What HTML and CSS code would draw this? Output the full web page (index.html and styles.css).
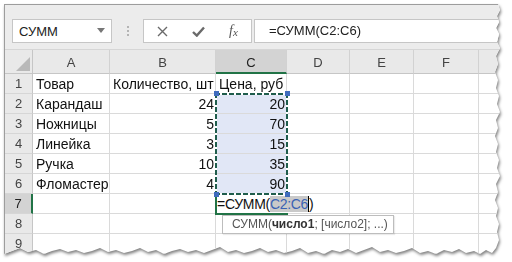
FILE: index.html
```html
<!DOCTYPE html>
<html lang="ru">
<head>
<meta charset="utf-8">
<title>СУММ</title>
<link rel="stylesheet" href="styles.css">
</head>
<body>
<div class="paper">
  <div class="sheet">
    <div class="toolbar">
      <div class="namebox">
        <span class="nb-text">СУММ</span>
        <svg class="dd" width="8" height="5" viewBox="0 0 8 5"><path d="M0 0H8L4 5Z" fill="#777"/></svg>
      </div>
      <div class="grip"><i></i><i></i><i></i></div>
      <div class="iconbox">
        <span class="slot"><svg width="11" height="11" viewBox="0 0 11 11"><path d="M1 1L10 10M10 1L1 10" stroke="#6a6a6a" stroke-width="1.4" fill="none"/></svg></span>
        <span class="slot"><svg width="13" height="11" viewBox="0 0 13 11"><path d="M1 6L4.8 9.6L12 1.5" stroke="#6a6a6a" stroke-width="2.4" fill="none"/></svg></span>
        <span class="slot fx">f<span class="fx-x">x</span></span>
      </div>
      <div class="formula">=СУММ(C2:C6)</div>
    </div>
    <div class="grid">
      <div class="corner"><span class="tri"></span></div>
      <div class="ch">A</div><div class="ch">B</div><div class="ch on">C</div><div class="ch">D</div><div class="ch">E</div><div class="ch">F</div><div class="ch"></div>

      <div class="rh">1</div><div class="c t">Товар</div><div class="c t">Количество, шт</div><div class="c t">Цена, руб</div><div class="c"></div><div class="c"></div><div class="c"></div><div class="c"></div>
      <div class="rh">2</div><div class="c t">Карандаш</div><div class="c n">24</div><div class="c n sel">20</div><div class="c"></div><div class="c"></div><div class="c"></div><div class="c"></div>
      <div class="rh">3</div><div class="c t">Ножницы</div><div class="c n">5</div><div class="c n sel">70</div><div class="c"></div><div class="c"></div><div class="c"></div><div class="c"></div>
      <div class="rh">4</div><div class="c t">Линейка</div><div class="c n">3</div><div class="c n sel">15</div><div class="c"></div><div class="c"></div><div class="c"></div><div class="c"></div>
      <div class="rh">5</div><div class="c t">Ручка</div><div class="c n">10</div><div class="c n sel">35</div><div class="c"></div><div class="c"></div><div class="c"></div><div class="c"></div>
      <div class="rh">6</div><div class="c t">Фломастер</div><div class="c n">4</div><div class="c n sel">90</div><div class="c"></div><div class="c"></div><div class="c"></div><div class="c"></div>
      <div class="rh on">7</div><div class="c"></div><div class="c"></div><div class="c"></div><div class="c"></div><div class="c"></div><div class="c"></div><div class="c"></div>
      <div class="rh">8</div><div class="c"></div><div class="c"></div><div class="c"></div><div class="c"></div><div class="c"></div><div class="c"></div><div class="c"></div>
      <div class="rh">9</div><div class="c"></div><div class="c"></div><div class="c"></div><div class="c"></div><div class="c"></div><div class="c"></div><div class="c"></div>

      <div class="active"></div>
      <div class="edit">=СУММ(<span class="ref">C2:C6</span><span class="caret"></span>)</div>
      <div class="range"><i class="hd tl"></i><i class="hd tr"></i><i class="hd bl"></i><i class="hd br"></i></div>
      <div class="tip">СУММ(<b>число1</b>; [число2]; ...)</div>
    </div>
  </div>
</div>
</body>
</html>
```
FILE: styles.css
```css
* { box-sizing: border-box; }
html, body { margin: 0; padding: 0; background: #fff; }
body { width: 512px; height: 262px; overflow: hidden; font-family: "Liberation Sans", Arial, sans-serif; }

.paper {
  margin: 4px 0 0 4px;
  width: 504px;
  height: 257px;
  filter: drop-shadow(1px 2px 1.5px rgba(0,0,0,0.5));
}
.sheet {
  width: 100%;
  height: 100%;
  background: #fff;
  border-left: 1px solid #9d9d9d;
  border-top: 1px solid #9d9d9d;
  overflow: hidden;
  clip-path: polygon(0 0, 494px 0, 496px 6px, 493px 12px, 495px 18px, 492px 24px, 495px 30px, 493px 38px, 496px 44px, 492px 52px, 494px 60px, 491px 68px, 494px 76px, 492px 84px, 495px 92px, 493px 100px, 496px 108px, 492px 116px, 494px 124px, 491px 132px, 494px 140px, 492px 148px, 495px 156px, 493px 164px, 496px 172px, 492px 180px, 494px 188px, 491px 196px, 494px 204px, 492px 212px, 495px 220px, 493px 228px, 495px 236px, 492px 244px, 488px 249px, 482px 246px, 476px 250px, 470px 247px, 462px 249px, 455px 245px, 448px 248px, 440px 246px, 432px 250px, 424px 247px, 416px 249px, 408px 244px, 400px 247px, 392px 249px, 384px 246px, 376px 248px, 368px 243px, 360px 246px, 352px 249px, 344px 245px, 336px 248px, 328px 246px, 320px 250px, 312px 247px, 304px 249px, 296px 244px, 288px 247px, 280px 249px, 272px 246px, 264px 248px, 256px 244px, 248px 247px, 240px 249px, 232px 246px, 224px 248px, 216px 243px, 208px 246px, 200px 249px, 192px 246px, 184px 248px, 176px 245px, 168px 247px, 160px 250px, 152px 246px, 144px 248px, 136px 244px, 128px 247px, 120px 249px, 112px 246px, 104px 248px, 96px 244px, 88px 247px, 80px 249px, 72px 246px, 64px 248px, 56px 245px, 48px 247px, 40px 250px, 32px 246px, 24px 248px, 16px 244px, 8px 247px, 0 250px);
}

/* toolbar */
.toolbar {
  height: 45px;
  background: #ececec;
  border-bottom: 1px solid #d6d6d6;
  display: flex;
  align-items: flex-start;
  padding: 14px 0 0 7px;
  white-space: nowrap;
}
.namebox {
  width: 100px;
  height: 24px;
  background: #fff;
  border: 1px solid #c6c6c6;
  display: flex;
  align-items: center;
  justify-content: space-between;
  padding: 0 6px 0 6px;
  font-size: 13px;
  color: #222;
}
.dd { margin-top: -1px; }
.grip {
  width: 31px;
  height: 24px;
  display: flex;
  flex-direction: column;
  align-items: center;
  justify-content: center;
  gap: 2px;
}
.grip i { display: block; width: 2px; height: 2px; background: #b4b4b4; }
.iconbox {
  width: 109px;
  height: 24px;
  background: #fff;
  border: 1px solid #c6c6c6;
  display: flex;
  align-items: center;
}
.slot {
  width: 36px;
  height: 22px;
  display: flex;
  align-items: center;
  justify-content: center;
}
.slot:first-child { width: 38px; }
.fx {
  font-family: "Liberation Serif", "Times New Roman", serif;
  font-style: italic;
  font-size: 14px;
  color: #555;
}
.fx-x { font-size: 11px; position: relative; top: 1px; }
.formula {
  flex: 1;
  margin-left: 2px;
  height: 24px;
  background: #fff;
  border: 1px solid #c6c6c6;
  border-right: none;
  padding-left: 14px;
  font-size: 13px;
  line-height: 22px;
  color: #222;
}

/* grid */
.grid {
  position: relative;
  display: grid;
  grid-template-columns: 28px 77px 106px 71px 63px 64px 65px 64px;
  grid-template-rows: 24px;
  grid-auto-rows: 20px;
  width: 538px;
  font-size: 14px;
  color: #111;
}
.corner, .ch, .rh {
  background: #e9e9e9;
  color: #444;
  font-size: 13px;
}
.corner {
  position: relative;
  border-right: 1px solid #c6c6c6;
  border-bottom: 1px solid #c6c6c6;
}
.tri {
  position: absolute;
  right: 2px;
  bottom: 2px;
  width: 0;
  height: 0;
  border-left: 14px solid transparent;
  border-bottom: 14px solid #b9b9b9;
}
.ch {
  border-right: 1px solid #d2d2d2;
  border-bottom: 1px solid #c6c6c6;
  text-align: center;
  line-height: 25px;
}
.ch.on {
  background: #d3d3d3;
  color: #222;
  border-bottom: 2px solid #217346;
}
.rh {
  border-right: 1px solid #c6c6c6;
  border-bottom: 1px solid #d6d6d6;
  text-align: center;
  line-height: 20px;
}
.rh.on {
  background: #d3d3d3;
  color: #222;
  border-right: 2px solid #217346;
}
.c {
  border-right: 1px solid #dadada;
  border-bottom: 1px solid #dadada;
  line-height: 20px;
  white-space: nowrap;
  overflow: visible;
}
.t { padding-left: 3px; }
.n { text-align: right; padding-right: 1px; }
.sel { background: #e1e7f6; }

.active {
  position: absolute;
  left: 210px;
  top: 143px;
  width: 73px;
  height: 22px;
  border: 2px solid #217346;
}
.edit {
  position: absolute;
  left: 212px;
  top: 145px;
  height: 18px;
  line-height: 18px;
  padding-right: 3px;
  background: #fff;
  font-size: 14px;
  letter-spacing: -0.3px;
  color: #111;
  white-space: nowrap;
}
.ref { color: #3a62b4; background: #c9c9c9; }
.caret {
  display: inline-block;
  width: 1px;
  height: 16px;
  background: #000;
  vertical-align: -3px;
}
.range {
  position: absolute;
  left: 210px;
  top: 43px;
  width: 73px;
  height: 102px;
  background:
    repeating-linear-gradient(90deg, #1f5d4c 0 5px, #fff 5px 7px) top left / 100% 2px no-repeat,
    repeating-linear-gradient(90deg, #1f5d4c 0 5px, #fff 5px 7px) bottom left / 100% 2px no-repeat,
    repeating-linear-gradient(180deg, #1f5d4c 0 5px, #fff 5px 7px) top left / 2px 100% no-repeat,
    repeating-linear-gradient(180deg, #1f5d4c 0 5px, #fff 5px 7px) top right / 2px 100% no-repeat;
}
.hd {
  position: absolute;
  width: 5px;
  height: 5px;
  background: #3f6bbd;
}
.tl { left: -1px; top: -2px; }
.tr { right: -2px; top: -2px; }
.bl { left: -1px; bottom: -2px; }
.br { right: -2px; bottom: -2px; }

.tip {
  position: absolute;
  left: 217px;
  top: 165px;
  width: 172px;
  height: 19px;
  background: #fff;
  border: 1px solid #bdbdbd;
  box-shadow: 1px 1px 1px rgba(0,0,0,0.08);
  padding-left: 9px;
  font-size: 12px;
  line-height: 17px;
  color: #555;
  white-space: nowrap;
}
.tip b { color: #333; }
```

Exercise objective
Identify each line containing the string "index" and copy it out.

The solution
What HTML and CSS code would draw this? Output the full web page (index.html and styles.css).
FILE: index.html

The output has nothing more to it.